軟骨の役割
関節の軟骨は、私たちのからだが動くときに大切な役割を担っています。膝の関節軟骨は大腿骨(太ももの骨)と脛骨(すねの骨)のそれぞれの接触面を薄く覆い、関節が動く際に骨と骨の衝突や摩擦を防ぐクッションの役割をしています。クッションが薄くなると関節の動きにきしみが生じたり骨どうしが直接ぶつかったりして、関節のそばの神経が刺激され痛みを引き起こします。人の全身にある軟骨には組織成分の違いにより硝子軟骨(しょうしなんこつ)、線維軟骨(せんいなんこつ)、弾性軟骨(だんせいなんこつ)があります。膝などの関節軟骨は硝子軟骨で、半月板は線維軟骨にあたります。
●関節軟骨の構造と組織成分
人の軟骨は損なわれ減少することはあっても再生することはほとんどないと言われています。代謝により作り替えられていますが高齢になると基礎代謝が衰えすり減った分に生成が追い付かなくなっていきます。そのため加齢とともに膝に痛みを抱える人が多くなるのです。

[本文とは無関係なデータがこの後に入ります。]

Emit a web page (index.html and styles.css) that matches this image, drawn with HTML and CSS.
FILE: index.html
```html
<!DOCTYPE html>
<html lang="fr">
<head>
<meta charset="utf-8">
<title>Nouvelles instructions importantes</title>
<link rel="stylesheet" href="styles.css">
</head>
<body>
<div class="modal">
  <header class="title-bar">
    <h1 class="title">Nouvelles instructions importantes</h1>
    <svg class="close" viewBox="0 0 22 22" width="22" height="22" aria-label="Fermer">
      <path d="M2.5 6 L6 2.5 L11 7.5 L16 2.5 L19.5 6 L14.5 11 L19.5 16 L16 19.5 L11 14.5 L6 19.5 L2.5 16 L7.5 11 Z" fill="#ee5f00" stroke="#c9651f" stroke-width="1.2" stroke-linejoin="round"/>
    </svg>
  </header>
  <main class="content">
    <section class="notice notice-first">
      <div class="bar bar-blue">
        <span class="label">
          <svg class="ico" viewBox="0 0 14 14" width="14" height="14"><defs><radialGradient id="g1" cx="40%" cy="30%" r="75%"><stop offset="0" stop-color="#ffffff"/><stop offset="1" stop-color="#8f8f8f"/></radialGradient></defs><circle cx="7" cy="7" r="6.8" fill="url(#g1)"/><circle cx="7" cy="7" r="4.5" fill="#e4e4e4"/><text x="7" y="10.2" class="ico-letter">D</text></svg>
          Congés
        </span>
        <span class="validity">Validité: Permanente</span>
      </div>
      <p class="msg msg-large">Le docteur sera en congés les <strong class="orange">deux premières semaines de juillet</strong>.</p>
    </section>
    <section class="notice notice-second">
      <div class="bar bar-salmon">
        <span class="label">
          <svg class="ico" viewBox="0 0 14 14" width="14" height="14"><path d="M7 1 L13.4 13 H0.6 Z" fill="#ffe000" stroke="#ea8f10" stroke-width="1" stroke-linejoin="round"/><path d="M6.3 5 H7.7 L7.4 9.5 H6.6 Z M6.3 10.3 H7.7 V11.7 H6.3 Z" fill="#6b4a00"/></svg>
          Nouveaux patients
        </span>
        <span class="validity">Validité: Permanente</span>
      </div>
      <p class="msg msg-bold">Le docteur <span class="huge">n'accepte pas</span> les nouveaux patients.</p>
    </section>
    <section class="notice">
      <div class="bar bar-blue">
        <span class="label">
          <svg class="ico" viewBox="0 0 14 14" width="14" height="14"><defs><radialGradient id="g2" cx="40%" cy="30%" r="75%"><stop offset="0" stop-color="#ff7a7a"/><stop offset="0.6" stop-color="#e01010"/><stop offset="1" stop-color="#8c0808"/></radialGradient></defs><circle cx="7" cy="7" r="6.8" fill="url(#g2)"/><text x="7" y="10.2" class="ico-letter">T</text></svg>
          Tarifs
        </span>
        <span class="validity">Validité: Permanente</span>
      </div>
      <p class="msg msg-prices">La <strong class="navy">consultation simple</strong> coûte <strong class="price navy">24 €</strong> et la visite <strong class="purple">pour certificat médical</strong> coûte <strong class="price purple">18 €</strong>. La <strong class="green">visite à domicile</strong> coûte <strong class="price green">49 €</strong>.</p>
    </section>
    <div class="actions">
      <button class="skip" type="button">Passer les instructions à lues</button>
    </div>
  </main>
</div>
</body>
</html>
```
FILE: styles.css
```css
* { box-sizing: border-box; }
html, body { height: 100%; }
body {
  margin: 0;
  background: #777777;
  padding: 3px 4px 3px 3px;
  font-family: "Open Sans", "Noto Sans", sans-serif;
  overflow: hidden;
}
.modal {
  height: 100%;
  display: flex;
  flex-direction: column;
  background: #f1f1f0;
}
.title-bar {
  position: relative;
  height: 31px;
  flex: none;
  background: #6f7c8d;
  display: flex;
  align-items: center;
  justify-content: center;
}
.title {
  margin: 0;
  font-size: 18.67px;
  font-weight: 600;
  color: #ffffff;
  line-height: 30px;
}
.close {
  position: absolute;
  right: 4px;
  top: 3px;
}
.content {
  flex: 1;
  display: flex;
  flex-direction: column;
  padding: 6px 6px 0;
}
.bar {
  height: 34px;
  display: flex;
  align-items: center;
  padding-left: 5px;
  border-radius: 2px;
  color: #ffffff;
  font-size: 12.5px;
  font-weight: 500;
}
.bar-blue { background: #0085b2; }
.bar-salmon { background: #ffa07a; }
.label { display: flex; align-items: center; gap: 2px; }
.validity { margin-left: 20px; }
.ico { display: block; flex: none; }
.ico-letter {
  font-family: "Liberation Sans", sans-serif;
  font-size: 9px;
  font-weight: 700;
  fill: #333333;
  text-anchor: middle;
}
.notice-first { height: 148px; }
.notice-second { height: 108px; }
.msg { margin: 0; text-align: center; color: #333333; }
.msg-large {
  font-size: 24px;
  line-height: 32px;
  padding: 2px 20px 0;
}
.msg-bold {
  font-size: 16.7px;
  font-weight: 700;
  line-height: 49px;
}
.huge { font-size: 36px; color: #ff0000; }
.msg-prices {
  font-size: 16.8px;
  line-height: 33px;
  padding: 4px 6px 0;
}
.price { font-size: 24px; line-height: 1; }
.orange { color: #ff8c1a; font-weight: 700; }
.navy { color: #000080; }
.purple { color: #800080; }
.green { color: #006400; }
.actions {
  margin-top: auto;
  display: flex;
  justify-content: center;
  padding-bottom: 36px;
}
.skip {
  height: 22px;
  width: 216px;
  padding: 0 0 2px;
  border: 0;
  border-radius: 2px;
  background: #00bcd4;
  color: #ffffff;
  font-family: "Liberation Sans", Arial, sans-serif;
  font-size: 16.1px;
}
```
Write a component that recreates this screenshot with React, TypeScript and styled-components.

人の関節軟骨は3~5ミリと薄く軟骨はプラスチック製の消しゴムのような硬さ・弾力と言われています。軟骨の60~80%は水分が占め残りの約20%は軟骨基質(細胞間にある物質)です。軟骨基質を構成するものは繊維質のコラーゲン、たんぱく質に糖が結合した糖たんぱく質の一種であるプロテオグリカンなどで、プロテオグリカンにはヒアルロン酸、コンドロイチン硫酸が含まれます。これら(ヒアルロン酸、コンドロイチン硫酸など)はグルコサミンなどが原料となっており水分保持の役割をしています。軟骨細胞が軟骨全体に占める割合は約1%です。
●軟骨がすり減る原因
軟骨は加齢による減少の他に膝にかかる負担など外的要因によって損傷したりすり減ったりします。最も多い原因は体重が重いことによる膝への負担です。無理な運動によっても軟骨はすり減ります。脚の筋力の低下や過去に膝に負担のかかるスポーツを経験していたことも原因になり得ます。円背(えんぱい:背中が丸くなっていること)、O脚などの骨格的な要因によるものもあります。また足に合わない靴やかかとの高いヒールの靴を履くことでも膝に負担をかけます。そして変形性膝関節症の患者は女性が男性の4倍と言われています。女性は閉経によりコラーゲンの生成に関わる女性ホルモンであるエストロゲンの分泌が減少するため閉経後の女性に疾患が多く見られます。